> [INFORMATION SHOWN]:
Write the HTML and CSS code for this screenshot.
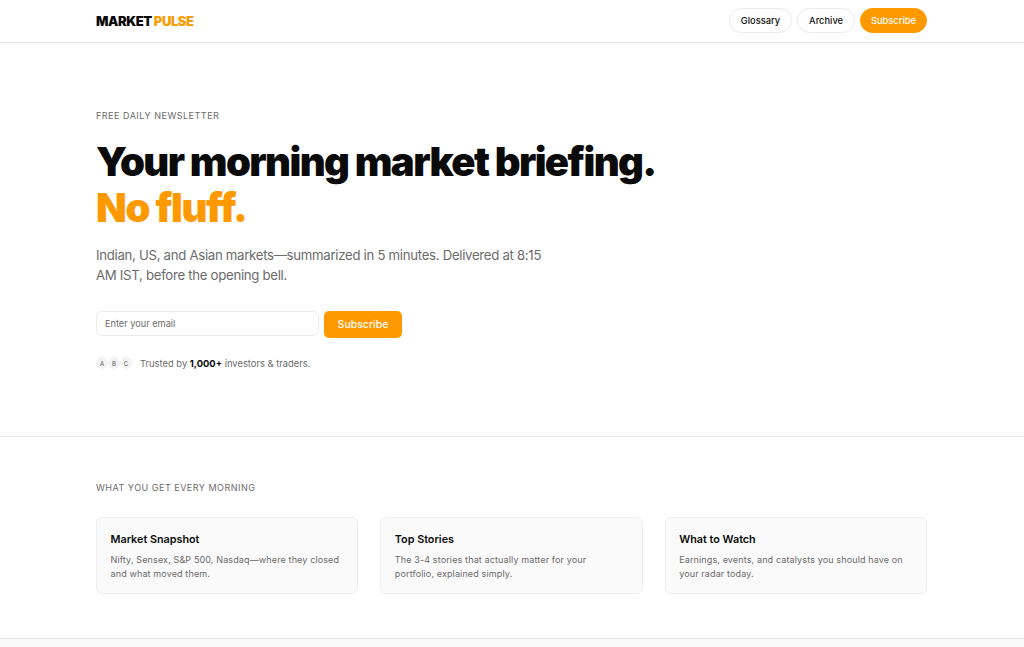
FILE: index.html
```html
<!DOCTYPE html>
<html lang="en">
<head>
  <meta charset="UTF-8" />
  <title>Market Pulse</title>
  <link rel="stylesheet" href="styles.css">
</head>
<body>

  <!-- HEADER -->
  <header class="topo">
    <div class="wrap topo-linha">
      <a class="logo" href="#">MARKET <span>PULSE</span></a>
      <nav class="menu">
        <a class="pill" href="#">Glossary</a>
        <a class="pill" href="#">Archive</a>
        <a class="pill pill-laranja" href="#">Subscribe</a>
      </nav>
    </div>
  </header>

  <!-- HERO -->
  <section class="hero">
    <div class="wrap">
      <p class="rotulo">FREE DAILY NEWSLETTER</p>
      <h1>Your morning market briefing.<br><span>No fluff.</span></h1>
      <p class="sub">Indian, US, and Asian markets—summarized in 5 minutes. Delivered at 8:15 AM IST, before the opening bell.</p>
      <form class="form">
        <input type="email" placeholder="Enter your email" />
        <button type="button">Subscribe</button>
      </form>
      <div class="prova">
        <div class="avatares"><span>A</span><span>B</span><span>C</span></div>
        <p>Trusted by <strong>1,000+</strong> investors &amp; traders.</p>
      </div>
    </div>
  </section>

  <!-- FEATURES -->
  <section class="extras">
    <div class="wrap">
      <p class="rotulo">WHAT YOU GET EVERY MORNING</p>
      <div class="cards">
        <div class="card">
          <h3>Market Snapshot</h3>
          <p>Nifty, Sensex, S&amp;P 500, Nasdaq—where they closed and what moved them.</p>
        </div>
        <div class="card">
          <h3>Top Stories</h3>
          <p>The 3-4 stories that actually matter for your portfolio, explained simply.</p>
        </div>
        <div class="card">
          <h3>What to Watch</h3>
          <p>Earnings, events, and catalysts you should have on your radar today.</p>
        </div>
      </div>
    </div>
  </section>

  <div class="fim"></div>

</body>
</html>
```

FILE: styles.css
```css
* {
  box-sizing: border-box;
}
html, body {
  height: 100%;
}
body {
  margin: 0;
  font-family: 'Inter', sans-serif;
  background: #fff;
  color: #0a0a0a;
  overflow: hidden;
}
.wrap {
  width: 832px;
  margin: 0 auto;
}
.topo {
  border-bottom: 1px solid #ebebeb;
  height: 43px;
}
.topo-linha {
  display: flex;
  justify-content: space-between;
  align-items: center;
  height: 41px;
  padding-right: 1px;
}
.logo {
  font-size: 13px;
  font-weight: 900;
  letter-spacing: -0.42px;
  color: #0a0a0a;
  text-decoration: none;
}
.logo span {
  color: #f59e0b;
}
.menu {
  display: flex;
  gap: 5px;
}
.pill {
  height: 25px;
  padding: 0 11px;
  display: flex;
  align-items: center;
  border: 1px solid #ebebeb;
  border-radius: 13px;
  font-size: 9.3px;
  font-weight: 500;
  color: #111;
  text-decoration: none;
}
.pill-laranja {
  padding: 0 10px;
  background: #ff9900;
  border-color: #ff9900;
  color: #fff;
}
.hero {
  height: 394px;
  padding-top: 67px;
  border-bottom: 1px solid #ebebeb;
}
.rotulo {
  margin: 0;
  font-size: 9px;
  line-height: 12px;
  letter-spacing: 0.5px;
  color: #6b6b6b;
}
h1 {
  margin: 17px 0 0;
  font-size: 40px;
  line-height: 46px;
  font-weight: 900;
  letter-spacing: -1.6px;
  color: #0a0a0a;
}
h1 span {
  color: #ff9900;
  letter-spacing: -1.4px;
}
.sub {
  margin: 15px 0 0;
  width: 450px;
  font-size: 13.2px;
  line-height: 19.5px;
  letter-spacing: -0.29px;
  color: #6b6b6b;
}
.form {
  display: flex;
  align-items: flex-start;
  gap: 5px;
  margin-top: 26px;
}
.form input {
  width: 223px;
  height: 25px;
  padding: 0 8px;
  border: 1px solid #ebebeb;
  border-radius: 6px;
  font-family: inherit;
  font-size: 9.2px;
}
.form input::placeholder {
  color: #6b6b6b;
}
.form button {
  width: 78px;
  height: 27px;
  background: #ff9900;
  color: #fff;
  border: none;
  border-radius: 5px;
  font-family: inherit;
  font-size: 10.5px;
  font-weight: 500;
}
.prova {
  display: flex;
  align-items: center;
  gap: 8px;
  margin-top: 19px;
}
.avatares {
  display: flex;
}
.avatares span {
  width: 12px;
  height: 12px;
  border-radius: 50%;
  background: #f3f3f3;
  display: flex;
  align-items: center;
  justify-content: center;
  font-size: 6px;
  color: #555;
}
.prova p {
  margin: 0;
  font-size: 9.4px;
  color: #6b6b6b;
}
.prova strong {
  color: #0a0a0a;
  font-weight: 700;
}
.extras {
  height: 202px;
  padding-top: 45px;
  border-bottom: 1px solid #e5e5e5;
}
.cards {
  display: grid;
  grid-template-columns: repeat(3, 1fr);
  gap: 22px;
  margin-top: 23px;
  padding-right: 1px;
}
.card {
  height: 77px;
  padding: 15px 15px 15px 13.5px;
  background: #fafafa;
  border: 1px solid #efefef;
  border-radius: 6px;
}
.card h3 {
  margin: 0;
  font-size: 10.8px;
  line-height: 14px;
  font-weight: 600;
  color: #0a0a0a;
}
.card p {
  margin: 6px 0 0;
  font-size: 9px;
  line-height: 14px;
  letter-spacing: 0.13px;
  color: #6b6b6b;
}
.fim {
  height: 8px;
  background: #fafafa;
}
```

> [THE EXERCISE]: Omit the pictures and reproduce the listing exactly.

> [SOLUTION TO THE PROBLEM]:
Write the HTML and CSS code for this screenshot.
FILE: index.html
```html
<!DOCTYPE html>
<html lang="en">
<head>
  <meta charset="UTF-8" />
  <title>Market Pulse</title>
  <link rel="stylesheet" href="styles.css">
</head>
<body>

  <!-- HEADER -->
  <header class="topo">
    <div class="wrap topo-linha">
      <a class="logo" href="#">MARKET <span>PULSE</span></a>
      <nav class="menu">
        <a class="pill" href="#">Glossary</a>
        <a class="pill" href="#">Archive</a>
        <a class="pill pill-laranja" href="#">Subscribe</a>
      </nav>
    </div>
  </header>

  <!-- HERO -->
  <section class="hero">
    <div class="wrap">
      <p class="rotulo">FREE DAILY NEWSLETTER</p>
      <h1>Your morning market briefing.<br><span>No fluff.</span></h1>
      <p class="sub">Indian, US, and Asian markets—summarized in 5 minutes. Delivered at 8:15 AM IST, before the opening bell.</p>
      <form class="form">
        <input type="email" placeholder="Enter your email" />
        <button type="button">Subscribe</button>
      </form>
      <div class="prova">
        <div class="avatares"><span>A</span><span>B</span><span>C</span></div>
        <p>Trusted by <strong>1,000+</strong> investors &amp; traders.</p>
      </div>
    </div>
  </section>

  <!-- FEATURES -->
  <section class="extras">
    <div class="wrap">
      <p class="rotulo">WHAT YOU GET EVERY MORNING</p>
      <div class="cards">
        <div class="card">
          <h3>Market Snapshot</h3>
          <p>Nifty, Sensex, S&amp;P 500, Nasdaq—where they closed and what moved them.</p>
        </div>
        <div class="card">
          <h3>Top Stories</h3>
          <p>The 3-4 stories that actually matter for your portfolio, explained simply.</p>
        </div>
        <div class="card">
          <h3>What to Watch</h3>
          <p>Earnings, events, and catalysts you should have on your radar today.</p>
        </div>
      </div>
    </div>
  </section>

  <div class="fim"></div>

</body>
</html>
```

FILE: styles.css
```css
* {
  box-sizing: border-box;
}
html, body {
  height: 100%;
}
body {
  margin: 0;
  font-family: 'Inter', sans-serif;
  background: #fff;
  color: #0a0a0a;
  overflow: hidden;
}
.wrap {
  width: 832px;
  margin: 0 auto;
}
.topo {
  border-bottom: 1px solid #ebebeb;
  height: 43px;
}
.topo-linha {
  display: flex;
  justify-content: space-between;
  align-items: center;
  height: 41px;
  padding-right: 1px;
}
.logo {
  font-size: 13px;
  font-weight: 900;
  letter-spacing: -0.42px;
  color: #0a0a0a;
  text-decoration: none;
}
.logo span {
  color: #f59e0b;
}
.menu {
  display: flex;
  gap: 5px;
}
.pill {
  height: 25px;
  padding: 0 11px;
  display: flex;
  align-items: center;
  border: 1px solid #ebebeb;
  border-radius: 13px;
  font-size: 9.3px;
  font-weight: 500;
  color: #111;
  text-decoration: none;
}
.pill-laranja {
  padding: 0 10px;
  background: #ff9900;
  border-color: #ff9900;
  color: #fff;
}
.hero {
  height: 394px;
  padding-top: 67px;
  border-bottom: 1px solid #ebebeb;
}
.rotulo {
  margin: 0;
  font-size: 9px;
  line-height: 12px;
  letter-spacing: 0.5px;
  color: #6b6b6b;
}
h1 {
  margin: 17px 0 0;
  font-size: 40px;
  line-height: 46px;
  font-weight: 900;
  letter-spacing: -1.6px;
  color: #0a0a0a;
}
h1 span {
  color: #ff9900;
  letter-spacing: -1.4px;
}
.sub {
  margin: 15px 0 0;
  width: 450px;
  font-size: 13.2px;
  line-height: 19.5px;
  letter-spacing: -0.29px;
  color: #6b6b6b;
}
.form {
  display: flex;
  align-items: flex-start;
  gap: 5px;
  margin-top: 26px;
}
.form input {
  width: 223px;
  height: 25px;
  padding: 0 8px;
  border: 1px solid #ebebeb;
  border-radius: 6px;
  font-family: inherit;
  font-size: 9.2px;
}
.form input::placeholder {
  color: #6b6b6b;
}
.form button {
  width: 78px;
  height: 27px;
  background: #ff9900;
  color: #fff;
  border: none;
  border-radius: 5px;
  font-family: inherit;
  font-size: 10.5px;
  font-weight: 500;
}
.prova {
  display: flex;
  align-items: center;
  gap: 8px;
  margin-top: 19px;
}
.avatares {
  display: flex;
}
.avatares span {
  width: 12px;
  height: 12px;
  border-radius: 50%;
  background: #f3f3f3;
  display: flex;
  align-items: center;
  justify-content: center;
  font-size: 6px;
  color: #555;
}
.prova p {
  margin: 0;
  font-size: 9.4px;
  color: #6b6b6b;
}
.prova strong {
  color: #0a0a0a;
  font-weight: 700;
}
.extras {
  height: 202px;
  padding-top: 45px;
  border-bottom: 1px solid #e5e5e5;
}
.cards {
  display: grid;
  grid-template-columns: repeat(3, 1fr);
  gap: 22px;
  margin-top: 23px;
  padding-right: 1px;
}
.card {
  height: 77px;
  padding: 15px 15px 15px 13.5px;
  background: #fafafa;
  border: 1px solid #efefef;
  border-radius: 6px;
}
.card h3 {
  margin: 0;
  font-size: 10.8px;
  line-height: 14px;
  font-weight: 600;
  color: #0a0a0a;
}
.card p {
  margin: 6px 0 0;
  font-size: 9px;
  line-height: 14px;
  letter-spacing: 0.13px;
  color: #6b6b6b;
}
.fim {
  height: 8px;
  background: #fafafa;
}
```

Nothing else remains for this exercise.